SUPPLIED DATA start
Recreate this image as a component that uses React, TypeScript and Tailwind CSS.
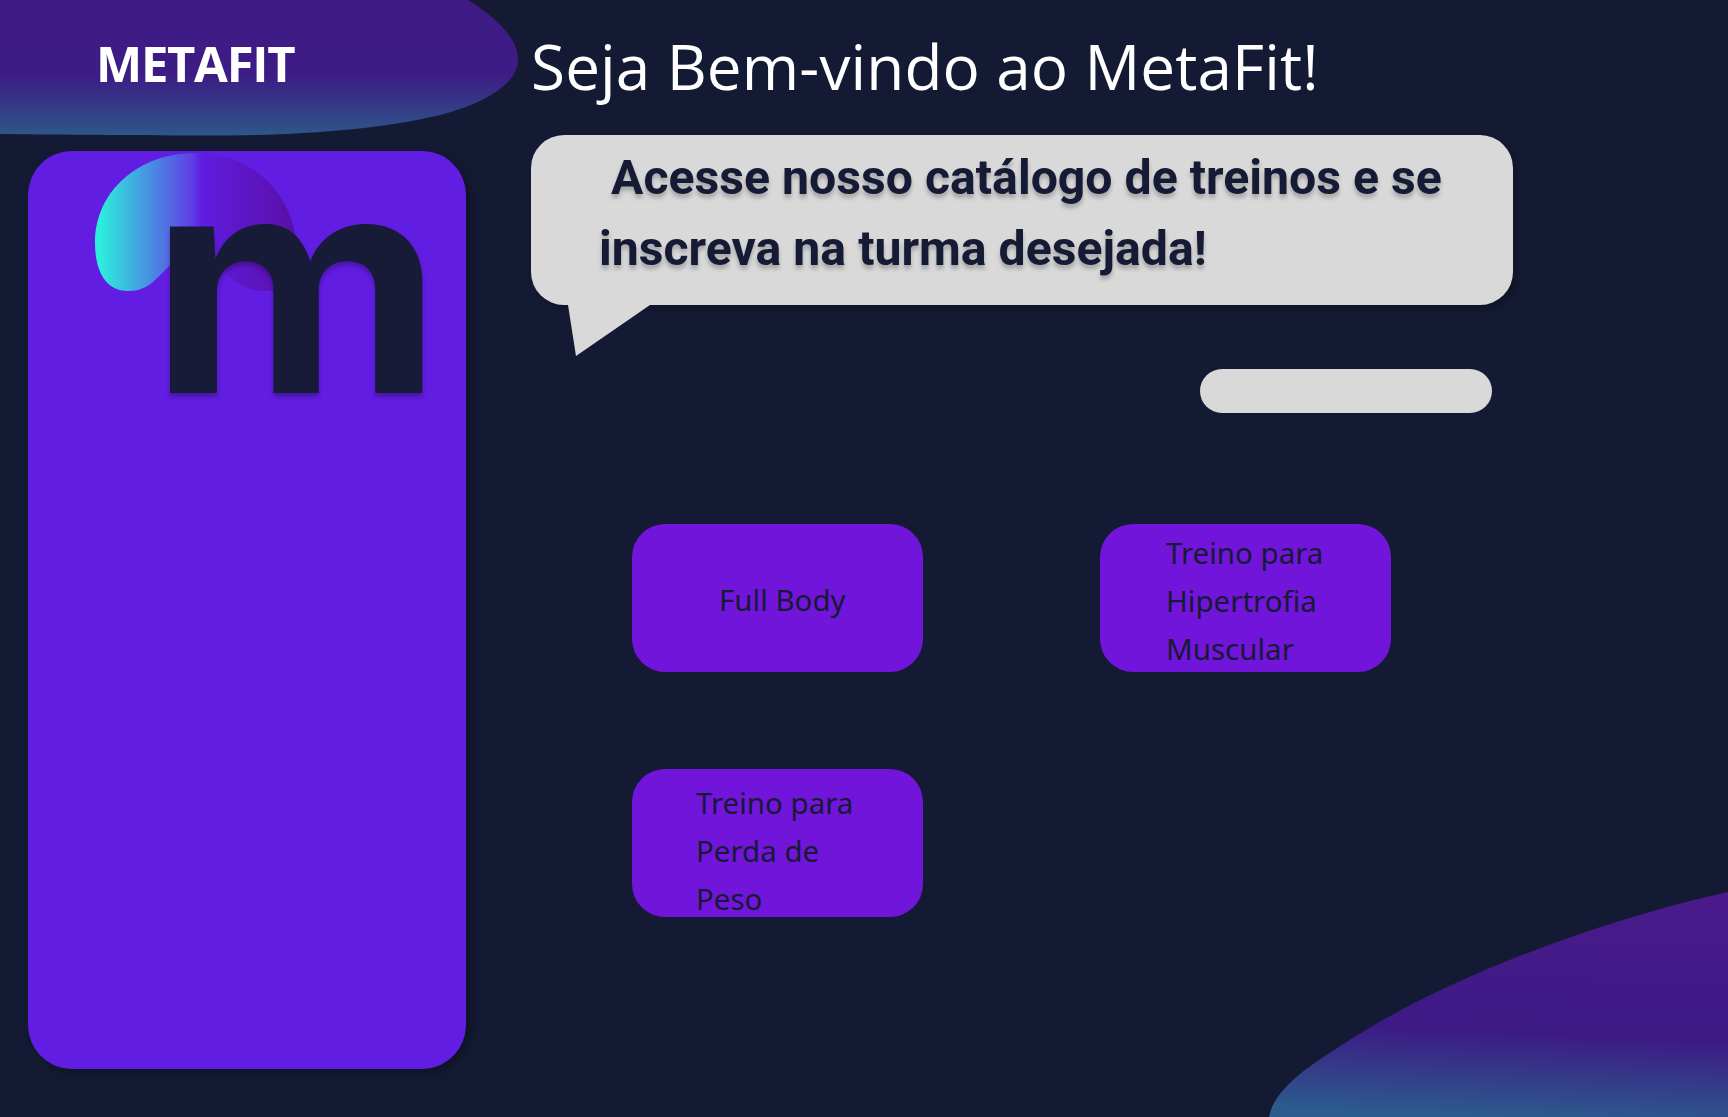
const buttons = [
  { label: ['Full Body'], box: 'pl-[87px] pt-[52px]' },
  { label: ['Treino para', 'Hipertrofia', 'Muscular'], box: 'pl-[66px] pt-[5px]' },
  { label: ['Treino para', 'Perda de', 'Peso'], box: 'pl-[64px] pt-[10px]' },
];

function Blobs() {
  return (
    <svg className="absolute inset-0" width="1728" height="1117" viewBox="0 0 1728 1117" fill="none">
      <defs>
        <linearGradient id="topBlob" gradientUnits="userSpaceOnUse" x1="0" y1="0" x2="0" y2="135">
          <stop offset="0" stopColor="#3f1a85" />
          <stop offset="0.55" stopColor="#3d1c85" />
          <stop offset="1" stopColor="#2d5689" />
        </linearGradient>
        <linearGradient id="bottomBlob" gradientUnits="userSpaceOnUse" x1="1500" y1="892" x2="1490" y2="1117">
          <stop offset="0" stopColor="#4a1a8b" />
          <stop offset="0.62" stopColor="#3d1a85" />
          <stop offset="1" stopColor="#2c5b8d" />
        </linearGradient>
      </defs>
      <path
        d="M0 0 L468 0 C500 20 518 40 518 60 C518 85 480 105 440 115 C370 132 280 136 190 135.5 C110 135 50 135 0 134 Z"
        fill="url(#topBlob)"
      />
      <path d="M1269 1117 C1275 1085 1318 1060 1361 1033 C1440 984 1580 925 1728 892 L1728 1117 Z" fill="url(#bottomBlob)" />
    </svg>
  );
}

function Swoosh() {
  return (
    <svg className="absolute left-[67px] top-[2px]" width="211" height="140" viewBox="95 153 211 140" fill="none">
      <defs>
        <linearGradient id="swoosh" gradientUnits="userSpaceOnUse" x1="100" y1="0" x2="296" y2="0">
          <stop offset="0" stopColor="#2deedc" />
          <stop offset="0.47" stopColor="#5f3ee6" />
          <stop offset="0.52" stopColor="#5f1ce0" />
          <stop offset="1" stopColor="#5a0fa6" />
        </linearGradient>
      </defs>
      <path
        d="M95 243 C95 190 140 153 195 153 C250 153 290 190 296 240 C296 270 290 291 265 291 C245 291 230 280 220 265 L170 265 C155 280 148 291 128 291 C105 291 95 270 95 243 Z"
        fill="url(#swoosh)"
      />
    </svg>
  );
}

export default function App() {
  return (
    <div className="relative h-[1117px] w-[1728px] overflow-hidden bg-[#141a33]">
      <Blobs />
      <div className="relative flex">
        <aside className="ml-[28px] w-[438px] shrink-0">
          <div className="flex h-[151px] items-start pl-[68px] pt-[33px]">
            <h2 className="font-['Open_Sans',sans-serif] text-[49px] font-bold leading-[60px] tracking-[-1.3px] text-white">
              METAFIT
            </h2>
          </div>
          <div className="relative h-[918px] rounded-[44px] bg-[#611de1] shadow-[4px_4px_10px_rgba(0,0,0,0.3)]">
            <Swoosh />
            <span className="absolute left-[122px] top-[12px] origin-left scale-x-[1.05] font-['Inter',sans-serif] text-[305px] font-bold leading-[240px] text-[#171b38] [text-shadow:0_4px_4px_rgba(0,0,0,0.25)]">
              m
            </span>
          </div>
        </aside>

        <main className="ml-[65px] flex w-[982px] flex-col">
          <h1 className="mt-[24px] h-[87px] font-['Open_Sans',sans-serif] text-[62px] leading-[85px] tracking-[0.13px] text-white">
            Seja Bem-vindo ao MetaFit!
          </h1>
          <div className="relative mt-[24px] h-[170px] rounded-[33px] bg-[#d9d9d9] pl-[68px] pt-[7px] shadow-[4px_4px_6px_rgba(0,0,0,0.25)]">
            <p className="font-['Roboto',sans-serif] text-[48.2px] font-bold leading-[71px] text-[#151a35] [text-shadow:0_4px_4px_rgba(0,0,0,0.25)]">
              <span className="pl-[12px]">Acesse nosso catálogo de treinos e se</span>
              <br />
              inscreva na turma desejada!
            </p>
            <svg className="absolute left-[37px] top-[169px]" width="84" height="53" viewBox="0 0 84 53">
              <polygon points="0,1 8,52 82,1" fill="#d9d9d9" />
            </svg>
          </div>
          <div className="ml-[669px] mt-[64px] h-[44px] w-[292px] rounded-[22px] bg-[#d9d9d9]" />
          <div className="ml-[101px] mt-[111px] grid grid-cols-[291px_291px] gap-x-[177px] gap-y-[97px]">
            {buttons.map((b) => (
              <div
                key={b.label[0] + b.label[1]}
                className={`h-[148px] rounded-[33px] bg-[#7215da] font-['Noto_Sans',sans-serif] text-[29.5px] leading-[48px] text-[#151a35] ${b.box}`}
              >
                {b.label.map((line) => (
                  <div key={line}>{line}</div>
                ))}
              </div>
            ))}
          </div>
        </main>
      </div>
    </div>
  );
}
SUPPLIED DATA end
● **GIVEN PROBLEM**: Return each line from the material above exactly, but not the pictures.

● **OUTPUT OF THE EXERCISE**:
Recreate this image as a component that uses React, TypeScript and Tailwind CSS.
const buttons = [
  { label: ['Full Body'], box: 'pl-[87px] pt-[52px]' },
  { label: ['Treino para', 'Hipertrofia', 'Muscular'], box: 'pl-[66px] pt-[5px]' },
  { label: ['Treino para', 'Perda de', 'Peso'], box: 'pl-[64px] pt-[10px]' },
];

function Blobs() {
  return (
    <svg className="absolute inset-0" width="1728" height="1117" viewBox="0 0 1728 1117" fill="none">
      <defs>
        <linearGradient id="topBlob" gradientUnits="userSpaceOnUse" x1="0" y1="0" x2="0" y2="135">
          <stop offset="0" stopColor="#3f1a85" />
          <stop offset="0.55" stopColor="#3d1c85" />
          <stop offset="1" stopColor="#2d5689" />
        </linearGradient>
        <linearGradient id="bottomBlob" gradientUnits="userSpaceOnUse" x1="1500" y1="892" x2="1490" y2="1117">
          <stop offset="0" stopColor="#4a1a8b" />
          <stop offset="0.62" stopColor="#3d1a85" />
          <stop offset="1" stopColor="#2c5b8d" />
        </linearGradient>
      </defs>
      <path
        d="M0 0 L468 0 C500 20 518 40 518 60 C518 85 480 105 440 115 C370 132 280 136 190 135.5 C110 135 50 135 0 134 Z"
        fill="url(#topBlob)"
      />
      <path d="M1269 1117 C1275 1085 1318 1060 1361 1033 C1440 984 1580 925 1728 892 L1728 1117 Z" fill="url(#bottomBlob)" />
    </svg>
  );
}

function Swoosh() {
  return (
    <svg className="absolute left-[67px] top-[2px]" width="211" height="140" viewBox="95 153 211 140" fill="none">
      <defs>
        <linearGradient id="swoosh" gradientUnits="userSpaceOnUse" x1="100" y1="0" x2="296" y2="0">
          <stop offset="0" stopColor="#2deedc" />
          <stop offset="0.47" stopColor="#5f3ee6" />
          <stop offset="0.52" stopColor="#5f1ce0" />
          <stop offset="1" stopColor="#5a0fa6" />
        </linearGradient>
      </defs>
      <path
        d="M95 243 C95 190 140 153 195 153 C250 153 290 190 296 240 C296 270 290 291 265 291 C245 291 230 280 220 265 L170 265 C155 280 148 291 128 291 C105 291 95 270 95 243 Z"
        fill="url(#swoosh)"
      />
    </svg>
  );
}

export default function App() {
  return (
    <div className="relative h-[1117px] w-[1728px] overflow-hidden bg-[#141a33]">
      <Blobs />
      <div className="relative flex">
        <aside className="ml-[28px] w-[438px] shrink-0">
          <div className="flex h-[151px] items-start pl-[68px] pt-[33px]">
            <h2 className="font-['Open_Sans',sans-serif] text-[49px] font-bold leading-[60px] tracking-[-1.3px] text-white">
              METAFIT
            </h2>
          </div>
          <div className="relative h-[918px] rounded-[44px] bg-[#611de1] shadow-[4px_4px_10px_rgba(0,0,0,0.3)]">
            <Swoosh />
            <span className="absolute left-[122px] top-[12px] origin-left scale-x-[1.05] font-['Inter',sans-serif] text-[305px] font-bold leading-[240px] text-[#171b38] [text-shadow:0_4px_4px_rgba(0,0,0,0.25)]">
              m
            </span>
          </div>
        </aside>

        <main className="ml-[65px] flex w-[982px] flex-col">
          <h1 className="mt-[24px] h-[87px] font-['Open_Sans',sans-serif] text-[62px] leading-[85px] tracking-[0.13px] text-white">
            Seja Bem-vindo ao MetaFit!
          </h1>
          <div className="relative mt-[24px] h-[170px] rounded-[33px] bg-[#d9d9d9] pl-[68px] pt-[7px] shadow-[4px_4px_6px_rgba(0,0,0,0.25)]">
            <p className="font-['Roboto',sans-serif] text-[48.2px] font-bold leading-[71px] text-[#151a35] [text-shadow:0_4px_4px_rgba(0,0,0,0.25)]">
              <span className="pl-[12px]">Acesse nosso catálogo de treinos e se</span>
              <br />
              inscreva na turma desejada!
            </p>
            <svg className="absolute left-[37px] top-[169px]" width="84" height="53" viewBox="0 0 84 53">
              <polygon points="0,1 8,52 82,1" fill="#d9d9d9" />
            </svg>
          </div>
          <div className="ml-[669px] mt-[64px] h-[44px] w-[292px] rounded-[22px] bg-[#d9d9d9]" />
          <div className="ml-[101px] mt-[111px] grid grid-cols-[291px_291px] gap-x-[177px] gap-y-[97px]">
            {buttons.map((b) => (
              <div
                key={b.label[0] + b.label[1]}
                className={`h-[148px] rounded-[33px] bg-[#7215da] font-['Noto_Sans',sans-serif] text-[29.5px] leading-[48px] text-[#151a35] ${b.box}`}
              >
                {b.label.map((line) => (
                  <div key={line}>{line}</div>
                ))}
              </div>
            ))}
          </div>
        </main>
      </div>
    </div>
  );
}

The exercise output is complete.